MHI Receives Order for Power Generation and Desalination Plant in Saudi Arabia

Sept. 8, 2005

Mitsubishi Heavy Industries, Ltd. (MHI) has received a full-turnkey order for the construction of a combined oil-fired power generation and desalination plant in Rabigh, Saudi Arabia. The order was placed by the consortium implementing the Rabigh Independent Water, Steam and Power (IWSP) Project, which includes Marubeni Corp., JGC Corp., Itochu Corp. and Arabian Co. for Water and Power Development, Ltd. (ACWA Power), a local independent power producer (IPP). Construction work will get under way in January 2006, with inauguration of commercial operations scheduled for June 2008. The order marks the first full-turnkey order of large-scale integrated oil-fired power generation and desalination plant to MHI from Saudi Arabia in nine years.

The Rabigh IWSP Project aims to supply electricity, water and steam, for a period of 25 years, to Rabigh Refining and Petrochemical Co. (Petro-Rabigh), one of the world's largest joint ventures in integrated oil-refining and petrochemicals*. Petro-Rabigh is equally owned by Saudi Aramco, a state oil company, and Sumitomo Chemical Co., Ltd. of Japan. To achieve the project goals, its consortium will establish a special-purpose company (SPC) and build a new power generation and desalination plant. MHI will be in charge of engineering, manufacturing, construction, installation and test operation of the plant.
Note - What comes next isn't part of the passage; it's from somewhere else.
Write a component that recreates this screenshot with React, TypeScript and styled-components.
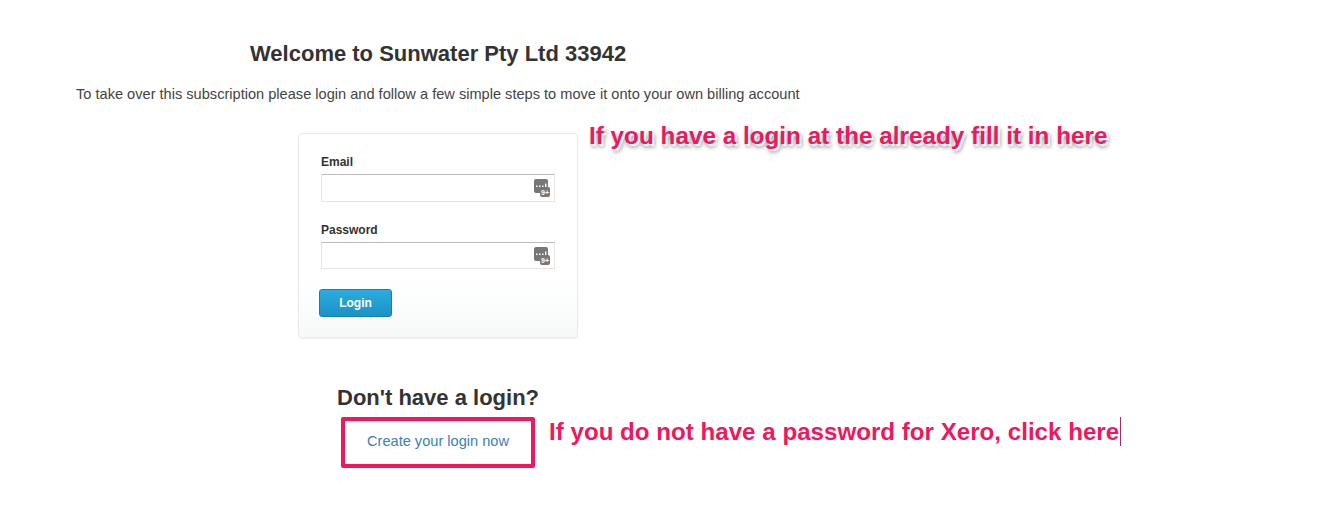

The plant will be built on the Red Sea coast at Rabigh, approximately 140 kilometers north of Jeddah. The power plant to supply electricity and steam will have a total output capacity of 600 MW. Equipment will include nine oil-fired boilers each having a capacity to produce 470 tons of steam per hour, five 120 MW steam turbines and five generators. The generators will be supplied by Mitsubishi Electric Corporation. The reverse osmosis (RO) desalination plant will have a capacity to supply 8,000 tons of desalinated water per hour. RO reduces dissolved salt content in seawater to a usable level by filtering feed water through a polymer membrane.

MHI has delivered numerous large-scale thermal power generation plants and desalination plants to countries in the Middle East since the 1980s. The company's extensive delivery record contributed to the customer's decision to award this latest order to MHI.

In view of today's tight energy supplies worldwide and surging oil prices, Saudi Arabia is planning a large number of similar projects for the years ahead. On the strength of the latest order, MHI will further strengthen its marketing activities in the region.

* Note: The JV aims to develop one of the world's largest integrated oil-refining and petrochemical complexes by further constructing a new petrochemical plant that will have a capacity to produce 1.3 million tons per year of ethylene and 900,000 tons per year of propylene as well as other refined products. This will be integrated with Aramco's existing Rabigh Refinery, which has an oil-processing capacity of 400,000 barrels of crude oil per day.